The other trails that lead to Baxter Peak are no easier than the Hunt, and some are harder.
5. Resupply in Millinocket if possible.
Regardless of your itinerary for summiting Katahdin and hiking out of Baxter, your best bet is to resupply for the 100 Mile Wilderness in Millinocket. If you need to top up your food bag, Abol Bridge Campground has a camp store with some basic hiker options. It’s expensive, though, and your options will be limited. It’s a long way to the next grocery store in Monson. Stocking up before leaving Millinocket is your best option. We do recommend grabbing a hot meal from the restaurant at Abol Bridge, though.

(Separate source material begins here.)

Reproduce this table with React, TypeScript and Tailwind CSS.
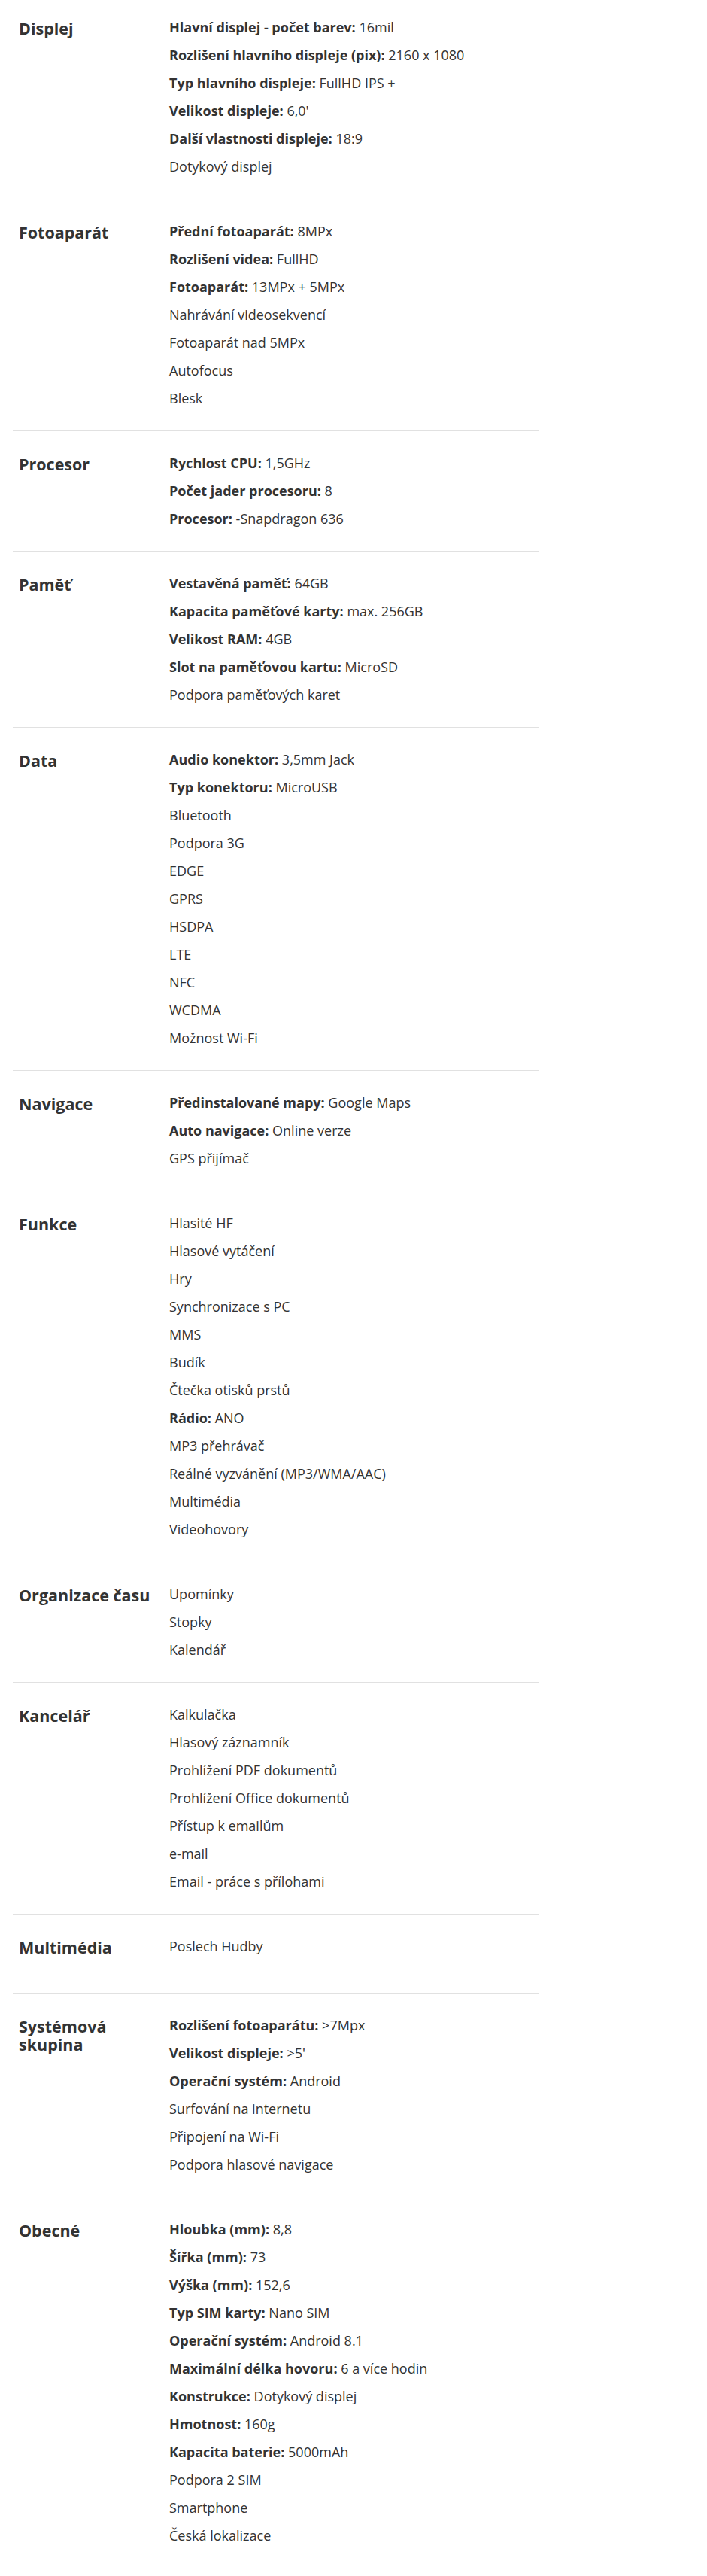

If your 100 Mile Wilderness food bag is feeling uncomfortably heavy, you can split it in two and pay the AT Lodge $35 to do a food drop about halfway through the section.
5. Flip-flopping from Katahdin can be psychologically challenging.

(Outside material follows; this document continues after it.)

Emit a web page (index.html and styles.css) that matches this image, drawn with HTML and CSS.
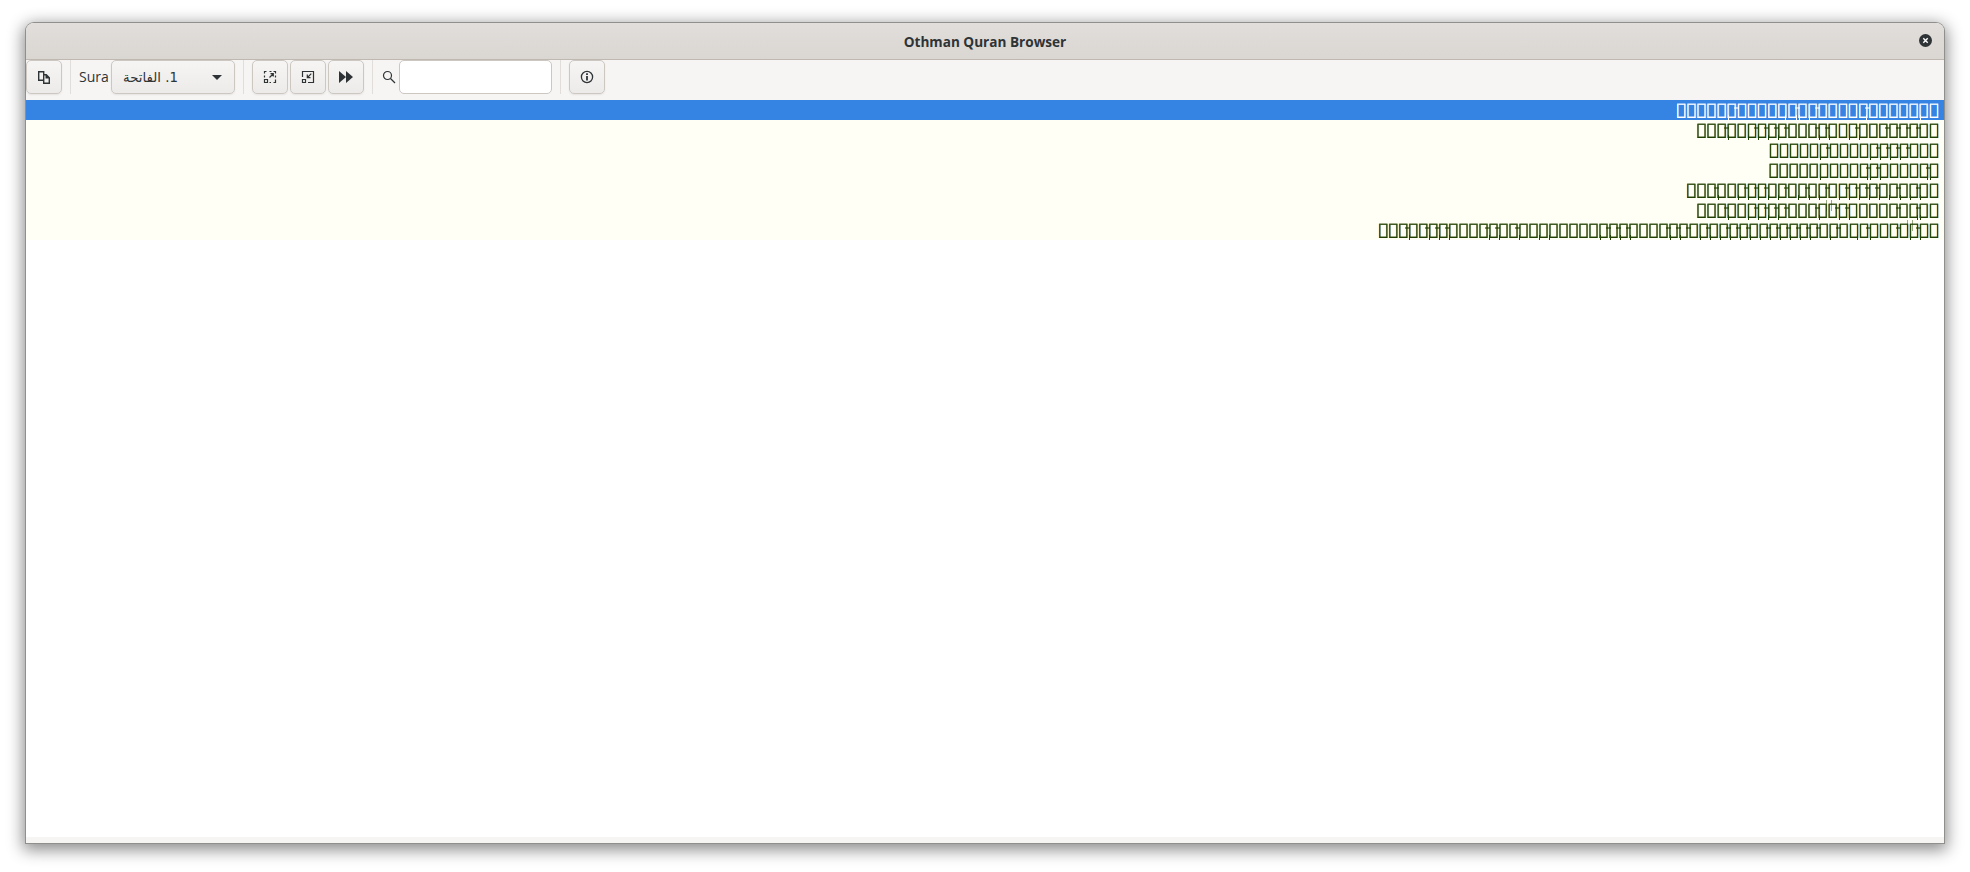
FILE: index.html
```html
<!DOCTYPE html>
<html lang="en">
<head>
<meta charset="utf-8">
<title>Othman Quran Browser</title>
<link rel="stylesheet" href="styles.css">
</head>
<body>
<div class="window">
  <header class="titlebar">
    <span class="title">Othman Quran Browser</span>
    <span class="close"><svg viewBox="0 0 13 13" width="13" height="13"><path d="M4.300 4.300l4.400 4.400M8.700 4.300l-4.400 4.400" stroke="#fff" stroke-width="1.400" fill="none"/></svg></span>
  </header>
  <nav class="toolbar">
    <button class="btn"><svg class="ico" viewBox="0 0 14 14"><path d="M1.700 1.700h5v8.600h-5zM6.700 4.700h2.600l3 3v5.600H6.700z" fill="none" stroke="#2e3436" stroke-width="1.400"/><path d="M8.500 4v4.500H13z" fill="#2e3436"/></svg></button>
    <span class="sep"></span>
    <span class="label">Sura</span>
    <button class="combo"><span class="combo-text" dir="rtl">1. الفاتحة</span><span class="arrow"></span></button>
    <span class="sep"></span>
    <button class="btn"><svg class="ico" viewBox="0 0 14 14"><path d="M1.500 9.500h3v3h-3z" fill="none" stroke="#2e3436" stroke-width="1.200"/><path d="M6.500 1.500h2M10.500 1.500h2v2M12.500 5.500v2M12.500 9.500v3h-2M8 12.500H6.500M1.500 7.500v-2M1.500 3.500v-2h2" fill="none" stroke="#2e3436" stroke-width="1.200"/><path d="M6.500 7.500L10 4M7.500 3.700h2.800v2.800" fill="none" stroke="#2e3436" stroke-width="1.200"/></svg></button>
    <button class="btn tight"><svg class="ico" viewBox="0 0 14 14"><path d="M1.500 9.500h3v3h-3z" fill="none" stroke="#2e3436" stroke-width="1.200"/><path d="M1.500 7V1.500h11v11H7" fill="none" stroke="#2e3436" stroke-width="1.200"/><path d="M10.300 3.700L6.500 7.500M6.300 4.500v3.200h3.200" fill="none" stroke="#2e3436" stroke-width="1.200"/></svg></button>
    <button class="btn tight"><svg class="ico" viewBox="0 0 14 14"><path d="M0 1l7 6-7 6zM7 1l7 6-7 6z" fill="#2e3436"/></svg></button>
    <span class="sep"></span>
    <svg class="search" viewBox="0 0 14 14"><circle cx="5.500" cy="5.500" r="4" fill="none" stroke="#2e3436" stroke-width="1.200"/><path d="M8.500 8.500l4.500 4.500" stroke="#2e3436" stroke-width="1.300"/></svg>
    <input class="entry" type="text">
    <span class="sep"></span>
    <button class="btn"><svg class="ico" viewBox="0 0 14 14"><circle cx="7" cy="7" r="5.600" fill="none" stroke="#2e3436" stroke-width="1.300"/><path d="M7 6v4.500M7 3.300v1.700" stroke="#2e3436" stroke-width="1.800"/></svg></button>
  </nav>
  <main class="list">
    <div class="row selected wide"><span class="txt">&#xE000;&#xE000;&#xE000;&#xE000;&#xE000;<b>&#xE000;</b><i></i>&#xE000;&#xE000;&#xE000;&#xE000;<u>&#xE000;</u><u>&#xE000;</u><i></i><b>&#xE000;</b><b>&#xE000;</b><i></i>&#xE000;&#xE000;&#xE000;&#xE000;<u>&#xE000;</u><i></i>&#xE000;&#xE000;&#xE000;&#xE000;&#xE000;<b>&#xE000;</b>&#xE000;</span></div>
    <div class="row wide"><span class="txt">&#xE000;&#xE000;&#xE000;<i></i><b>&#xE000;</b>&#xE000;<b>&#xE000;</b><i></i><b>&#xE000;</b><i></i><b>&#xE000;</b><i></i><b>&#xE000;</b><i></i>&#xE000;&#xE000;&#xE000;<i></i><b>&#xE000;</b><i></i><b>&#xE000;</b>&#xE000;<b>&#xE000;</b><i></i><b>&#xE000;</b>&#xE000;&#xE000;<i></i>&#xE000;<i></i>&#xE000;<i></i>&#xE000;<i></i>&#xE000;&#xE000;</span></div>
    <div class="row"><span class="txt">&#xE000;&#xE000;&#xE000;&#xE000;&#xE000;<b>&#xE000;</b><i></i>&#xE000;&#xE000;&#xE000;&#xE000;<b>&#xE000;</b><i></i><b>&#xE000;</b><i></i><b>&#xE000;</b><i></i><b>&#xE000;</b><i></i>&#xE000;&#xE000;&#xE000;</span></div>
    <div class="row"><span class="txt">&#xE000;&#xE000;&#xE000;&#xE000;&#xE000;<b>&#xE000;</b>&#xE000;&#xE000;&#xE000;<u>&#xE000;</u><i></i><b>&#xE000;</b><i></i><b>&#xE000;</b>&#xE000;&#xE000;&#xE000;<u>&#xE000;</u><i></i><b>&#xE000;</b></span></div>
    <div class="row wide"><span class="txt">&#xE000;&#xE000;&#xE000;<i></i><b>&#xE000;</b>&#xE000;<b>&#xE000;</b><i></i><b>&#xE000;</b><i></i><b>&#xE000;</b><i></i><b>&#xE000;</b><b>&#xE000;</b><i></i>&#xE000;<b>&#xE000;</b><i></i><b>&#xE000;</b><b>&#xE000;</b><i></i>&#xE000;<b>&#xE000;</b><i></i><b>&#xE000;</b><i></i><b>&#xE000;</b><i></i><b>&#xE000;</b><i></i><b>&#xE000;</b><b>&#xE000;</b><i></i><b>&#xE000;</b><b>&#xE000;</b><i></i><b>&#xE000;</b>&#xE000;</span></div>
    <div class="row wide"><span class="txt">&#xE000;&#xE000;&#xE000;<i></i><b>&#xE000;</b>&#xE000;<b>&#xE000;</b><i></i><b>&#xE000;</b><i></i><b>&#xE000;</b><i></i><b>&#xE000;</b><i></i>&#xE000;&#xE000;&#xE000;<i></i><b>&#xE000;</b><s></s>&#xE000;<i></i><b>&#xE000;</b><i></i><b>&#xE000;</b>&#xE000;&#xE000;&#xE000;&#xE000;<i></i>&#xE000;<u>&#xE000;</u><i></i><b>&#xE000;</b>&#xE000;</span></div>
    <div class="row"><span class="txt">&#xE000;&#xE000;&#xE000;<i></i><b>&#xE000;</b>&#xE000;<i></i><b>&#xE000;</b><i></i><b>&#xE000;</b><i></i><b>&#xE000;</b>&#xE000;&#xE000;&#xE000;<i></i><b>&#xE000;</b><i></i><b>&#xE000;</b>&#xE000;<i></i><b>&#xE000;</b>&#xE000;<b>&#xE000;</b><b>&#xE000;</b>&#xE000;&#xE000;&#xE000;&#xE000;<b>&#xE000;</b><i></i><b>&#xE000;</b><i></i><b>&#xE000;</b><i></i><b>&#xE000;</b>&#xE000;&#xE000;&#xE000;<i></i><b>&#xE000;</b><i></i><b>&#xE000;</b><i></i>&#xE000;<b>&#xE000;</b><i></i><b>&#xE000;</b><b>&#xE000;</b><i></i><b>&#xE000;</b><i></i><b>&#xE000;</b><i></i><b>&#xE000;</b><b>&#xE000;</b><i></i><b>&#xE000;</b><i></i><b>&#xE000;</b><i></i><b>&#xE000;</b><i></i><b>&#xE000;</b><i></i><b>&#xE000;</b><i></i>&#xE000;<b>&#xE000;</b><i></i>&#xE000;<u>&#xE000;</u>&#xE000;<i></i><b>&#xE000;</b>&#xE000;&#xE000;<i></i>&#xE000;<s></s><b>&#xE000;</b><i></i><b>&#xE000;</b>&#xE000;</span></div>
  </main>
  <footer class="statusbar"></footer>
</div>
</body>
</html>
```
FILE: styles.css
```css
* { box-sizing: border-box; }
html, body { margin: 0; height: 100%; background: #fff; }
body { padding: 23px 26px 29px 26px; font-family: "Open Sans", "Noto Sans", sans-serif; color: #2e3436; overflow: hidden; }
.window { height: 820px; width: 1918px; display: flex; flex-direction: column; background: #fff; border-radius: 8px 8px 0 0; box-shadow: 0 0 0 1px #8f8f8c, 0 4px 16px 3px rgba(0,0,0,.45); }
.titlebar { height: 37px; flex: none; position: relative; display: flex; align-items: center; justify-content: center; background: linear-gradient(#e1dedb, #dad6d2); border-bottom: 1px solid #bfb8b1; border-radius: 8px 8px 0 0; }
.title { font-size: 13.600px; font-weight: 700; color: #2e3436; }
.close { position: absolute; right: 12px; top: 11px; width: 13px; height: 13px; border-radius: 50%; background: #2e3436; display: flex; }
.toolbar { height: 40px; flex: none; display: flex; align-items: flex-start; background: #f6f5f4; }
.btn { width: 36px; height: 34px; padding: 0; flex: none; display: flex; align-items: center; justify-content: center; border: 1px solid #cdc7c2; border-radius: 5px; background: linear-gradient(#f6f5f4, #edebe9); box-shadow: 0 1px 2px rgba(0,0,0,.07); }
.tight { margin-left: 2px; }
.ico { width: 14px; height: 14px; }
.sep { width: 1px; height: 34px; flex: none; background: #e0dddb; margin: 0 8px; }
.label { width: 29px; font-size: 14px; line-height: 33px; margin-right: 3px; }
.combo { width: 124px; height: 34px; flex: none; padding: 0 12px 0 11px; display: flex; align-items: center; justify-content: space-between; border: 1px solid #cdc7c2; border-radius: 5px; background: linear-gradient(#f6f5f4, #edebe9); box-shadow: 0 1px 2px rgba(0,0,0,.07); color: #2e3436; font: 13.300px "DejaVu Sans", sans-serif; }
.arrow { border: 5px solid transparent; border-top: 5px solid #2e3436; border-bottom: 0; }
.search { width: 14px; height: 14px; flex: none; margin: 10px 3px 0 1px; }
.entry { width: 153px; height: 34px; flex: none; border: 1px solid #cdc7c2; border-radius: 5px; background: #fff; }
.list { flex: 1; }
.row { --ink: #1f4000; height: 20px; line-height: 20px; font-size: 16px; letter-spacing: .4px; font-family: "DejaVu Sans", sans-serif; background: #fffff5; text-align: right; padding-right: 5px; white-space: nowrap; }
.row.wide { letter-spacing: .5px; }
.txt, .txt b, .txt u { color: transparent; background: var(--ink); -webkit-background-clip: text; background-clip: text; -webkit-text-stroke: .3px var(--ink); }
.row b, .row u { position: relative; font-weight: 400; text-decoration: none; }
.row b::after, .row u::after { content: ""; position: absolute; top: 15px; width: 1px; height: 5px; background: var(--ink); }
.row b::after { left: 1px; }
.row u::after { right: 1px; }
.row i, .row s { display: inline-block; width: 0; height: 0; position: relative; }
.row i::after { content: ""; position: absolute; left: -3px; top: -8px; width: 5px; height: 2px; background: var(--ink); opacity: .55; }
.row s::after { content: ""; position: absolute; left: -2px; top: -15px; width: 4px; height: 11px; border: solid var(--ink); border-width: 0 1px; opacity: .45; }
.selected { --ink: #fff; background: #3584e4; }
.statusbar { height: 6px; flex: none; background: #f6f5f4; }
```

Especially if it wasn’t part of your plans to begin with. It’s hard to leave behind the dream of that neat, picture-perfect Springer-to-Katahdin thru-hike and overcome the stigma that flip-flopping can unjustly carry. Also, summiting Katahdin while knowing you still have hundreds or thousands of miles to go can mess with your head.

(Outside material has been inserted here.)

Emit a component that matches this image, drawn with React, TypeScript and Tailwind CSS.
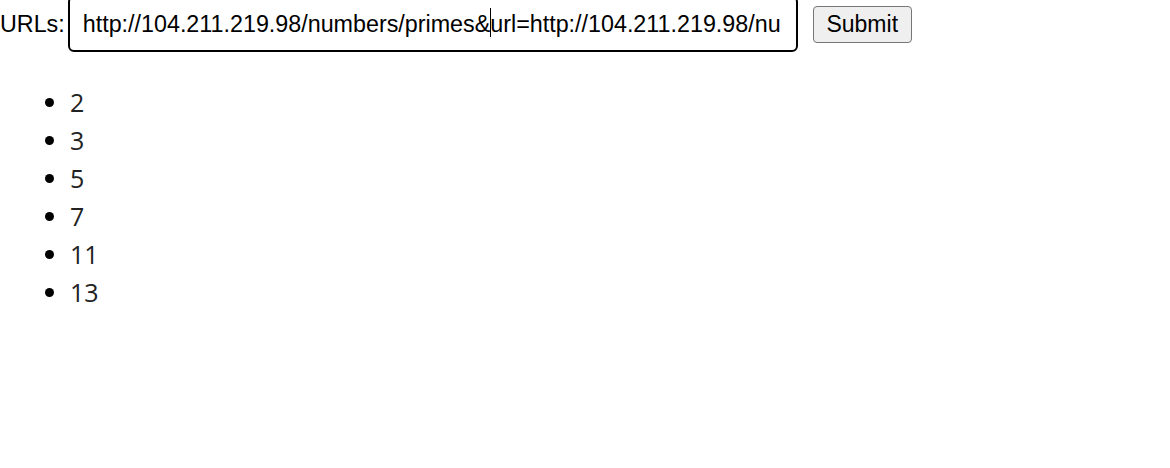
import React, { useState } from "react";

const primes = [2, 3, 5, 7, 11, 13];

const App = () => {
  const [urls, setUrls] = useState(
    "http://104.211.219.98/numbers/primes&url=http://104.211.219.98/numbers/odd"
  );

  return (
    <div className="bg-white w-[1170px] h-[468px] overflow-hidden">
      {/* Form row */}
      <form
        className="flex items-center -mt-[4px] h-[56px]"
        style={{ fontFamily: "Arial, 'Liberation Sans', sans-serif" }}
        onSubmit={(e) => e.preventDefault()}
      >
        <label className="text-[23.3px] text-black mr-[3px]">URLs:</label>
        <div className="relative">
          <input
            type="text"
            value={urls}
            onChange={(e) => setUrls(e.target.value)}
            className="w-[730px] h-[56px] border-2 border-black rounded-[6px] pl-[13px] pr-[15px] text-[23.3px] text-black bg-white outline-none"
          />
          {/* caret */}
          <span className="absolute left-[422px] top-[12px] w-[1px] h-[29px] bg-black" />
        </div>
        <button
          type="submit"
          className="ml-[15px] w-[99px] h-[37px] bg-[#efefef] border border-[#767676] rounded-[4px] text-[23px] text-black leading-none"
        >
          Submit
        </button>
      </form>

      {/* Results */}
      <ul
        className="list-disc pl-[70px] mt-[31px] text-[25px] leading-[38px] text-[#222] marker:text-black"
        style={{ fontFamily: "'Open Sans', sans-serif" }}
      >
        {primes.map((p) => (
          <li key={p}>{p}</li>
        ))}
      </ul>
    </div>
  );
};

export default App;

But the hardest thing of all is leaving your NOBO friends behind. It can be very isolating to flip north, losing your whole trail support system in the process, and start over again with a bunch of SOBO strangers.
The psychological challenge of flip-flopping from Katahdin is just one more difficult thing to overcome as part of your AT journey. It can be comforting to remember that you’ll probably cross paths with your NOBO friends again as you make your way south. Be sure to give them a high five as you pass by.
6. Late July/August is a great time to flip.
By then, the blackflies are gone and the infamous stream fords in the 100 Mile Wilderness are much easier. If you’re flipping from someplace further south on the AT, you’ll probably enjoy a welcome respite from the intense summer heat too. Starting south from Katahdin in August will probably put you in northern Vermont by mid-September or so. You’ll be just in time to enjoy New England’s exceptional fall color change.
PSA: there’s nothing wrong with flip-flopping, and don’t let the haters tell you otherwise. In fact, flipping north to Katahdin has definite advantages. If you flip in late summer, you’ll get to enjoy Maine during the perfect hiking window, and you’ll get out from under the time pressure that forces many thru-hikers to push on and miss some of the best parts of the hike. Doing some research ahead of time to prepare yourself for the physical, logistical, and emotional challenges of flip-flopping from Katahdin will pay dividends down the road.